## start Data

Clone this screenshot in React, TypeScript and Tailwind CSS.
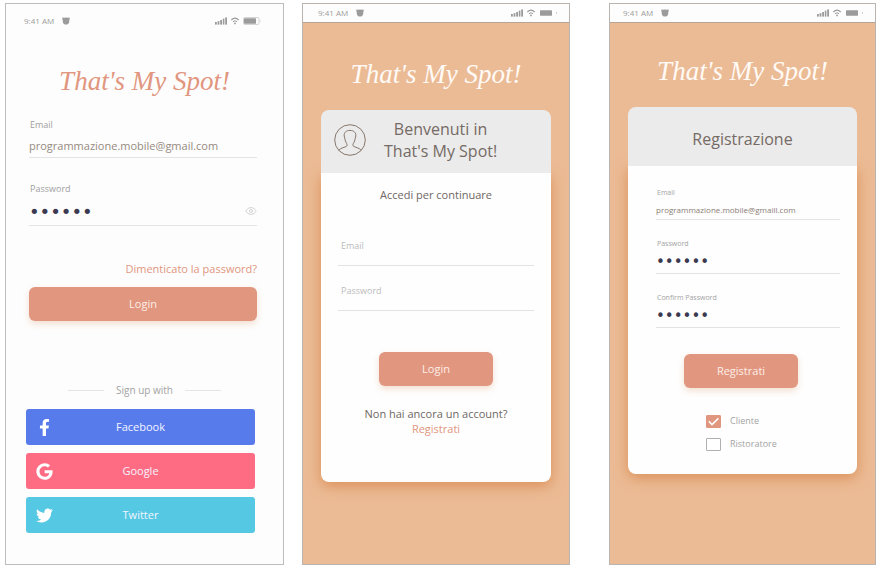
import { useState } from "react";
import type { ReactNode } from "react";
import { Eye } from "lucide-react";
import { FaFacebookF, FaGoogle, FaTwitter } from "react-icons/fa";

function StatusBar({ className, outlined = false }: { className: string; outlined?: boolean }) {
  return (
    <div className={`flex items-center justify-between bg-[#fdfdfd] text-[#9b9b9b] ${className}`}>
      <div className="flex items-center gap-2">
        <span className="text-[8px] leading-3">9:41 AM</span>
        <svg className="h-2 w-2" viewBox="0 0 8 8" fill="currentColor" aria-hidden="true">
          <path d="M0.4 0.4 L2.4 0.8 Q4 0.3 5.6 0.8 L7.6 0.4 L7.7 2.4 L7.2 3 Q7.6 5.6 6.1 6.9 Q4 8.2 1.9 6.9 Q0.4 5.6 0.8 3 L0.3 2.4 Z" />
        </svg>
      </div>
      <div className="flex items-center gap-1">
        <svg className="h-2 w-3" viewBox="0 0 12 8" fill="currentColor" aria-hidden="true">
          <rect x="0" y="5" width="1.8" height="2.6" />
          <rect x="2.6" y="4.2" width="1.8" height="3.4" />
          <rect x="5.2" y="3" width="1.8" height="4.6" />
          <rect x="7.8" y="1.6" width="1.6" height="6" />
          <rect x="10.2" y="0.4" width="1.8" height="7.2" />
        </svg>
        <svg className="h-2 w-2" viewBox="0 0 8 8" fill="none" stroke="currentColor" aria-hidden="true">
          <path d="M0.3 3 Q4 -0.6 7.7 3" strokeWidth="1.1" />
          <path d="M1.9 4.7 Q4 2.8 6.1 4.7" strokeWidth="1" />
          <circle cx="4" cy="6.4" r="0.9" fill="currentColor" stroke="none" />
        </svg>
        <svg className="h-2 w-[18px]" viewBox="0 0 18 8" aria-hidden="true">
          {outlined && (
            <>
              <rect x="0.5" y="0.5" width="15.5" height="7" rx="1.2" fill="none" stroke="#c9c9c9" strokeWidth="0.8" />
              <path d="M17 2.8 Q18 4 17 5.2 Z" fill="#bbbbbb" />
            </>
          )}
          <rect x="1" y="1.3" width="12" height="5.4" rx="0.4" fill="#9b9b9b" />
          {!outlined && <rect x="17" y="3.5" width="1" height="1" fill="#aaaaaa" />}
        </svg>
      </div>
    </div>
  );
}

function Brand({ className }: { className: string }) {
  return (
    <h1 className={`text-center font-['Liberation_Serif',serif] text-[27px] leading-10 italic ${className}`}>
      That's My Spot!
    </h1>
  );
}

function PrimaryButton({ className, children }: { className: string; children: ReactNode }) {
  return (
    <button
      type="submit"
      className={`h-[34px] rounded-md bg-[#e1967f] text-[11px] text-[#fdeee8] shadow-[0_3px_6px_rgba(226,170,130,0.35)] ${className}`}
    >
      {children}
    </button>
  );
}

function LoginScreen() {
  const [visible, setVisible] = useState(false);
  return (
    <section className="border border-[#bdbdbd] bg-[#fdfdfd] pb-[31px]">
      <StatusBar className="h-[34px] pr-[22px] pl-[18px]" outlined />
      <Brand className="mt-[23px] text-[#e1967f]" />
      <form className="mt-4 flex flex-col pr-[26px] pl-[23px]" onSubmit={(e) => e.preventDefault()}>
        <label htmlFor="login-email" className="pl-px text-[9px] leading-4 text-[#9f9f9f]">
          Email
        </label>
        <input
          id="login-email"
          type="email"
          defaultValue="programmazione.mobile@gmail.com"
          className="h-[25px] w-full border-b border-[#e4e4e4] bg-transparent text-[11px] text-[#958a80] outline-none"
        />
        <label htmlFor="login-password" className="mt-[23px] pl-px text-[9px] leading-4 text-[#9f9f9f]">
          Password
        </label>
        <div className="flex h-[29px] items-center border-b border-[#e4e4e4]">
          <input
            id="login-password"
            type={visible ? "text" : "password"}
            defaultValue="secret"
            className="h-6 min-w-0 flex-1 bg-transparent font-['DejaVu_Sans',sans-serif] text-[18px] text-[#3c3a50] outline-none"
          />
          <button type="button" aria-label="Mostra password" onClick={() => setVisible(!visible)}>
            <Eye className="h-3 w-3 text-[#d4d4d4]" strokeWidth={2} />
          </button>
        </div>
        <a href="#recupero" className="mt-[33px] self-end text-[11px] leading-5 text-[#e1967f]">
          Dimenticato la password?
        </a>
        <PrimaryButton className="mt-2 w-full">Login</PrimaryButton>
      </form>
      <div className="mt-[61px] flex items-center justify-center gap-3 text-[10px] leading-4 text-[#a3a3a3]">
        <span className="h-px w-9 bg-[#e4e4e4]" />
        Sign up with
        <span className="h-px w-9 bg-[#e4e4e4]" />
      </div>
      <div className="mt-[11px] flex flex-col gap-2 pr-7 pl-5 text-[11px] text-[#f2f5ff]">
        <button type="button" className="grid h-9 grid-cols-[36px_1fr_36px] items-center rounded-[3px] bg-[#587bec]">
          <FaFacebookF className="h-[17px] w-[17px] justify-self-center text-white" />
          Facebook
        </button>
        <button type="button" className="grid h-9 grid-cols-[36px_1fr_36px] items-center rounded-[3px] bg-[#fe6c84]">
          <FaGoogle className="h-[17px] w-[17px] justify-self-center text-white" />
          Google
        </button>
        <button type="button" className="grid h-9 grid-cols-[36px_1fr_36px] items-center rounded-[3px] bg-[#55c8e3]">
          <FaTwitter className="h-[17px] w-[17px] justify-self-center text-white" />
          Twitter
        </button>
      </div>
    </section>
  );
}

function Card({ header, children }: { header: ReactNode; children: ReactNode }) {
  return (
    <div className="mx-[18px] mt-4">
      <div className="relative z-10 rounded-t-lg bg-[#ebebeb] text-base text-[#756a64]">{header}</div>
      <div className="rounded-b-lg bg-[#fefefe] shadow-[0_4px_14px_rgba(214,130,68,0.75)]">{children}</div>
    </div>
  );
}

function WelcomeScreen() {
  return (
    <section className="ml-[18px] border border-[#b9b4b0] bg-[#ebbb95]">
      <StatusBar className="h-[19px] border-b border-[#b5a497] pr-3 pl-[15px]" />
      <Brand className="mt-[31px] text-[#fffaf5]" />
      <Card
        header={
          <div className="flex h-[63px] items-center gap-[18px] pb-1 pl-[13px]">
            <svg className="h-8 w-8" viewBox="0 0 32 32" fill="none" stroke="#85776d" strokeWidth="1" aria-hidden="true">
              <circle cx="16" cy="16" r="15.3" />
              <path d="M4.8 26.3 C6.5 24.2 9.5 23.6 12 22.6 C13.2 22 13.4 20.6 12.6 19.4 C11.6 17.8 11 16.4 10.8 14.4 L10.2 12 C9.8 8.6 12.2 6.4 16 6.4 C19.8 6.4 22.2 8.6 21.8 12 L21.2 14.4 C21 16.4 20.4 17.8 19.4 19.4 C18.6 20.6 18.8 22 20 22.6 C22.5 23.6 25.5 24.2 27.2 26.3" />
            </svg>
            <h2 className="text-center leading-[22px]">
              Benvenuti in
              <br />
              That's My Spot!
            </h2>
          </div>
        }
      >
        <form className="flex flex-col px-[17px] pt-3.5 pb-[46px]" onSubmit={(e) => e.preventDefault()}>
          <p className="text-center text-[11px] leading-4 text-[#6f6763]">Accedi per continuare</p>
          <input
            type="email"
            aria-label="Email"
            placeholder="Email"
            className="mt-[23px] h-10 w-full border-b border-[#e4e4e4] bg-transparent px-[3px] text-[9px] outline-none placeholder:text-[#bcbcbc]"
          />
          <input
            type="password"
            aria-label="Password"
            placeholder="Password"
            className="mt-[5px] h-10 w-full border-b border-[#e4e4e4] bg-transparent px-[3px] text-[9px] outline-none placeholder:text-[#bcbcbc]"
          />
          <PrimaryButton className="mt-[41px] w-[114px] self-center">Login</PrimaryButton>
          <p className="mt-5 text-center text-[11px] leading-[15px] text-[#6f6763]">
            Non hai ancora un account?
            <br />
            <a href="#registrati" className="text-[#e1967f]">
              Registrati
            </a>
          </p>
        </form>
      </Card>
    </section>
  );
}

function RegisterField({ id, label, type, value }: { id: string; label: string; type: string; value: string }) {
  return (
    <div className="flex flex-col">
      <label htmlFor={id} className="pl-px text-[7px] leading-3 text-[#a3a3a3]">
        {label}
      </label>
      <input
        id={id}
        type={type}
        defaultValue={value}
        className={`w-full border-b border-[#e4e4e4] bg-transparent outline-none ${
          type === "password"
            ? "h-6 font-['DejaVu_Sans',sans-serif] text-[15px] text-[#3c3a50]"
            : "h-[21px] text-[8px] text-[#8a7d74]"
        }`}
      />
    </div>
  );
}

function RoleOption({ label, checked = false }: { label: string; checked?: boolean }) {
  return (
    <label className="flex h-4 items-center gap-[9px]">
      <span className="relative flex">
        <input
          type="checkbox"
          defaultChecked={checked}
          className="peer h-[13px] w-[15px] appearance-none rounded-[1px] border border-[#b0b0b0] bg-white checked:border-[#e1967f] checked:bg-[#e1967f]"
        />
        <svg
          className="pointer-events-none absolute inset-0 hidden h-[13px] w-[15px] peer-checked:block"
          viewBox="0 0 15 13"
          fill="none"
          stroke="#ffffff"
          strokeWidth="1.5"
          aria-hidden="true"
        >
          <path d="M2.8 6.3 L6 9.6 L12.4 3.4" />
        </svg>
      </span>
      {label}
    </label>
  );
}

function RegisterScreen() {
  return (
    <section className="ml-[39px] border border-[#b9b4b0] bg-[#ebbb95]">
      <StatusBar className="h-[19px] border-b border-[#b5a497] pr-3 pl-[13px]" />
      <Brand className="mt-7 text-[#fffaf5]" />
      <Card header={<h2 className="flex h-[59px] items-center justify-center pt-1">Registrazione</h2>}>
        <form className="flex flex-col pt-[21px] pr-[17px] pb-[22px] pl-7" onSubmit={(e) => e.preventDefault()}>
          <div className="flex flex-col gap-[18px]">
            <RegisterField id="reg-email" label="Email" type="email" value="programmazione.mobile@gmaill.com" />
            <RegisterField id="reg-password" label="Password" type="password" value="secret" />
            <RegisterField id="reg-confirm" label="Confirm Password" type="password" value="secret" />
          </div>
          <PrimaryButton className="mt-[26px] ml-7 w-[114px]">Registrati</PrimaryButton>
          <fieldset className="mt-[25px] ml-[50px] flex flex-col gap-[7px] text-[9px] text-[#a3a3a3]">
            <RoleOption label="Cliente" checked />
            <RoleOption label="Ristoratore" />
          </fieldset>
        </form>
      </Card>
    </section>
  );
}

export default function App() {
  return (
    <main className="grid grid-cols-[minmax(0,279fr)_minmax(0,286fr)_minmax(0,306fr)] bg-white pt-[3px] pr-1.5 pb-1 pl-[5px] font-['Open_Sans','Noto_Sans',sans-serif]">
      <LoginScreen />
      <WelcomeScreen />
      <RegisterScreen />
    </main>
  );
}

## end Data

Return, unchanged, the lines from the first line of the material through the line that holds "FaFacebookF, FaGoogle, FaTwitter", inclusive, omitting pictures.

Clone this screenshot in React, TypeScript and Tailwind CSS.
import { useState } from "react";
import type { ReactNode } from "react";
import { Eye } from "lucide-react";
import { FaFacebookF, FaGoogle, FaTwitter } from "react-icons/fa";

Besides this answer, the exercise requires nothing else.